My next attempt was to try to repair the sheet using various strategies (such as using the “repair and open” option, or saving the sheet as an alternative file format (eg. .xlsm) but none of these worked. I also tried a recommended solution to roundtrip the workbook with LibreOffice Calc which just broke a bunch of stuff in the workbook and didn’t even resolve the issue.
My next solution idea was to rebuild the sheets from scratch. My thought was that if something was corrupt, this would resolve it. Unfortunately, on my first attempt I didn’t do this as methodically as I should have and halfway through rebuilding one of the sheets realized that the issue had returned and I didn’t have the prior states backed up to isolate what introduced it.

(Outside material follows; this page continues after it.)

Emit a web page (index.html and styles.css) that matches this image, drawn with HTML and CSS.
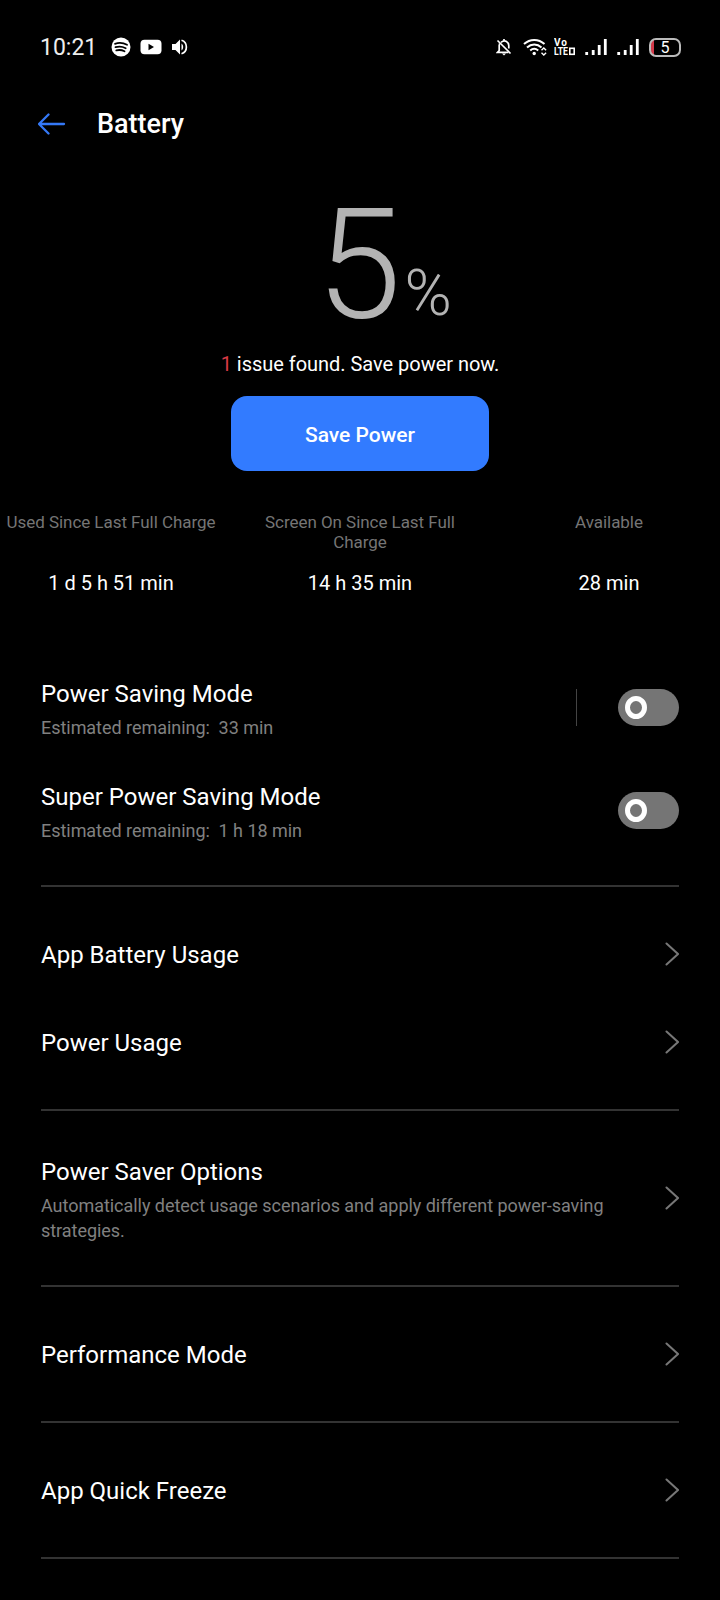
FILE: index.html
```html
<!DOCTYPE html>
<html lang="en">
<head>
    <meta charset="UTF-8">
    <meta name="viewport" content="width=device-width, initial-scale=1.0">
    <title>Battery</title>
    <link rel="stylesheet" href="styles.css">
</head>
<body>

<div class="status-bar">
    <span class="time">10:21</span>
    <div class="notifications">
        <svg width="20" height="20" viewBox="0 0 20 20">
            <circle cx="10" cy="10" r="9.5" fill="#fff"/>
            <path d="M4 6.800c4-1.300 8.500-.9 12 1M4.500 10.200c3.500-1 7.200-.6 10.200 1M5.300 13.400c3-.8 5.700-.4 8.200.9" fill="none" stroke="#000" stroke-width="1.800" stroke-linecap="round"/>
        </svg>
        <svg width="22" height="16" viewBox="0 0 22 16">
            <rect x="0.500" y="0.700" width="21" height="14.600" rx="4" fill="#fff"/>
            <path d="M8.500 4.800v6.400l5.500-3.200z" fill="#000"/>
        </svg>
        <svg width="18" height="18" viewBox="0 0 18 18">
            <path d="M1 6h3.500l4.500-4.500v15L4.500 12H1z" fill="#fff"/>
            <path d="M10.500 5.500c2.200 1.500 2.200 5.500 0 7z" fill="#fff"/>
            <path d="M10.500 2.200c6.500 2 6.500 11.600 0 13.600" fill="none" stroke="#fff" stroke-width="1.700"/>
        </svg>
    </div>
    <div class="system-icons">
        <svg class="bell" width="16" height="18" viewBox="0 0 16 18">
            <path d="M5 4.300C9 1 13 4 12.800 8v2.500M3.200 6.500v6L1.500 14.300H12.500M3.200 6.500L3.800 5.500M8 1v2" fill="none" stroke="#fff" stroke-width="1.700"/>
            <path d="M1.500 2.500L14.500 15.500" stroke="#fff" stroke-width="1.600"/>
            <path d="M6 15.500h4l-2 2z" fill="#fff"/>
        </svg>
        <svg class="wifi" width="24" height="18" viewBox="0 0 24 18">
            <path d="M1 6c6-5.500 14.500-5.500 20.500 0M4 9.500c4.300-4 10.200-4 14.500 0M7.200 12.500c2.500-2.200 5.500-2.200 8 0" fill="none" stroke="#fff" stroke-width="2"/>
            <circle cx="11.200" cy="15.500" r="1.700" fill="#fff"/>
            <path d="M18.500 12.300l2.300-2.300 2.300 2.300M18.500 14.700l2.300 2.300 2.300-2.300" fill="none" stroke="#fff" stroke-width="1.400"/>
        </svg>
        <svg class="volte" width="22" height="24" viewBox="0 0 22 24">
            <text x="0" y="11" textLength="13">Vo</text>
            <text x="0" y="20" textLength="14" lengthAdjust="spacingAndGlyphs">LTE</text>
            <rect x="15.800" y="13.300" width="4.400" height="6" fill="none" stroke="#fff" stroke-width="1.600"/>
        </svg>
        <svg class="signal" width="22" height="18" viewBox="0 0 22 18">
            <path d="M1.700 14v3M8.200 12v5M14.200 7v10M20.300 1v16" stroke="#fff" stroke-width="2.800"/>
        </svg>
        <svg class="signal" width="22" height="18" viewBox="0 0 22 18">
            <path d="M1.700 14v3M8.200 12v5M14.200 7v10M20.300 1v16" stroke="#fff" stroke-width="2.800"/>
        </svg>
        <div class="battery-icon">5</div>
    </div>
</div>

<header>
    <svg width="28" height="22" viewBox="0 0 28 22">
        <path d="M26 11H1.500M10.500 1.500L1 11l9.500 9.500" fill="none" stroke="#3478f6" stroke-width="2.300" stroke-linecap="round" stroke-linejoin="round"/>
    </svg>
    <h1>Battery</h1>
</header>

<div class="level">
    <span class="number">5</span><span class="percent">%</span>
</div>
<p class="issue"><span>1</span> issue found. Save power now.</p>
<button class="save-button">Save Power</button>

<div class="stats">
    <div class="stat">
        <div class="label">Used Since Last Full Charge</div>
        <div class="value">1 d 5 h 51 min</div>
    </div>
    <div class="stat">
        <div class="label">Screen On Since Last Full Charge</div>
        <div class="value">14 h 35 min</div>
    </div>
    <div class="stat">
        <div class="label">Available</div>
        <div class="value">28 min</div>
    </div>
</div>

<div class="list">
    <section class="modes">
        <div class="mode">
            <div class="text">
                <h2>Power Saving Mode</h2>
                <p>Estimated remaining:&nbsp; 33 min</p>
            </div>
            <div class="separator"></div>
            <div class="toggle"></div>
        </div>
        <div class="mode">
            <div class="text">
                <h2>Super Power Saving Mode</h2>
                <p>Estimated remaining:&nbsp; 1 h 18 min</p>
            </div>
            <div class="toggle"></div>
        </div>
    </section>

    <section class="usage">
        <div class="row">
            <h2>App Battery Usage</h2>
            <svg class="chevron" viewBox="0 0 14 24"><path d="M1.500 1.500L13 12 1.500 22.500"/></svg>
        </div>
        <div class="row">
            <h2>Power Usage</h2>
            <svg class="chevron" viewBox="0 0 14 24"><path d="M1.500 1.500L13 12 1.500 22.500"/></svg>
        </div>
    </section>

    <section class="saver">
        <div class="row">
            <div class="text">
                <h2>Power Saver Options</h2>
                <p>Automatically detect usage scenarios and apply different power-saving strategies.</p>
            </div>
            <svg class="chevron" viewBox="0 0 14 24"><path d="M1.500 1.500L13 12 1.500 22.500"/></svg>
        </div>
    </section>

    <section class="single">
        <div class="row">
            <h2>Performance Mode</h2>
            <svg class="chevron" viewBox="0 0 14 24"><path d="M1.500 1.500L13 12 1.500 22.500"/></svg>
        </div>
    </section>

    <section class="single">
        <div class="row">
            <h2>App Quick Freeze</h2>
            <svg class="chevron" viewBox="0 0 14 24"><path d="M1.500 1.500L13 12 1.500 22.500"/></svg>
        </div>
    </section>
</div>

</body>
</html>
```
FILE: styles.css
```css
*, *::before {
    box-sizing: border-box;
}
body {
    font-family: Roboto, sans-serif;
    margin: 0;
    height: 1600px;
    overflow: hidden;
    background-color: #000;
    color: #fff;
}
h1, h2, p {
    margin: 0;
    font-weight: 400;
}
svg {
    display: block;
    flex-shrink: 0;
}
.status-bar {
    display: flex;
    align-items: center;
    height: 94px;
    padding: 0 39px 0 40px;
}
.time {
    width: 71px;
    font-size: 23px;
    color: #eee;
}
.notifications {
    display: flex;
    align-items: center;
    gap: 9px;
}
.system-icons {
    display: flex;
    align-items: center;
    margin-left: auto;
}
.wifi {
    margin-left: 11px;
}
.volte {
    margin: 0 9px 0 7px;
    fill: #fff;
    font-size: 10px;
    font-weight: 700;
}
.signal {
    margin-right: 10px;
}
.battery-icon {
    width: 32px;
    height: 19px;
    border: 2px solid #bbb;
    border-radius: 7px;
    background: linear-gradient(to right, #d33a4a 3px, #000 3px);
    font-size: 16px;
    line-height: 16px;
    text-align: center;
}
header {
    display: flex;
    align-items: center;
    height: 60px;
    padding-left: 38px;
}
h1 {
    margin-left: 31px;
    font-size: 27px;
    font-weight: 500;
}
.level {
    display: flex;
    align-items: flex-start;
    height: 192px;
    padding-left: 316px;
    font-weight: 300;
    color: #b3b3b3;
}
.number {
    font-size: 154px;
    line-height: 223px;
}
.percent {
    margin: 100px 0 0 3px;
    font-size: 64px;
    line-height: 80px;
}
.issue {
    height: 50px;
    font-size: 20px;
    line-height: 36px;
    letter-spacing: -0.03px;
    text-align: center;
}
.issue span {
    color: #d93a45;
}
.save-button {
    display: block;
    width: 258px;
    height: 75px;
    margin: 0 auto;
    padding: 2px 0 0;
    border: none;
    border-radius: 16px;
    background-color: #327bff;
    color: #fff;
    font-family: inherit;
    font-size: 21px;
    font-weight: 500;
}
.stats {
    display: grid;
    grid-template-columns: 222px 276px 222px;
    height: 198px;
    padding-top: 41px;
    text-align: center;
}
.label {
    height: 56px;
    padding: 0 40px;
    font-size: 17px;
    line-height: 20px;
    letter-spacing: -0.05px;
    color: #757575;
}
.stat:first-child .label {
    padding: 0;
}
.value {
    font-size: 20px;
    line-height: 30px;
}
.list {
    padding: 0 41px;
}
section {
    border-bottom: 2px solid #333;
}
h2 {
    padding-top: 1px;
    font-size: 24px;
    line-height: 32px;
}
.text p {
    margin-top: 5px;
    font-size: 18px;
    line-height: 25px;
    letter-spacing: -0.04px;
    color: #808080;
}
.modes {
    height: 218px;
}
.mode {
    display: flex;
    height: 103px;
}
.text {
    flex: 1;
    padding-top: 8px;
}
.separator {
    width: 1px;
    height: 37px;
    margin: 20px 41px 0 0;
    background-color: #444;
}
.toggle {
    width: 61px;
    height: 37px;
    margin-top: 20px;
    padding: 7px;
    border-radius: 19px;
    background-color: #757575;
}
.toggle::before {
    content: "";
    display: block;
    width: 22px;
    height: 23px;
    border: 5px solid #fff;
    border-radius: 50%;
}
.row {
    display: flex;
    align-items: center;
    justify-content: space-between;
}
.chevron {
    width: 14px;
    height: 24px;
    fill: none;
    stroke: #777;
    stroke-width: 2;
    stroke-linecap: round;
}
.usage {
    height: 224px;
    padding-top: 23px;
}
.usage .row {
    height: 88px;
}
.saver {
    height: 176px;
}
.saver .row {
    height: 174px;
}
.saver .text {
    flex: none;
    width: 580px;
    padding: 1px 0 0;
}
.single .row {
    height: 134px;
}
```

FINALLY, after re-re-building the sheets from scratch and methodically saving a new version every time I made a change and verified the sheet still worked, I managed to identify that adding a specific series to one of the graphs referencing a named range triggered the issue. Comparing the formula in this named range with the others that were working, I noticed that it had a negative out front that the others didn’t:
=-OFFSET(LiabilitiesByMonth!$A$6, 0, 0, COUNTA(AssetsByMonth!$D:$D) - 4)
Amazingly, removing the leading minus fixed the issue! Continuing the rebuild of the sheet, I encountered the issue again when a different series was added:
=OFFSET(AssetsByMonth!$A$6, 0, 0, COUNTA(AssetsByMonth!$B:$B) - 4) -OFFSET(LiabilitiesByMonth!$A$6, 0, 0, COUNTA(AssetsByMonth!$B:$B) - 4)
Similar to the prior formula, this formula also had a bit more going on than the others. So, I incorporated the two ranges into one in the referenced sheet and updated the name to refer to just the single range. This also solved the issue!
There was one other series that triggered the issue again, but it followed much the same pattern as the ones above so it just reinforced the same conclusion I had already reached: The series value references for graphs in Excel are FUSSY. Named ranges with anything more than a single function call in them seem to trigger this error, even though the graph seemed to display the complex formulas completely fine so as far as I can tell it isn’t even a legitimate error!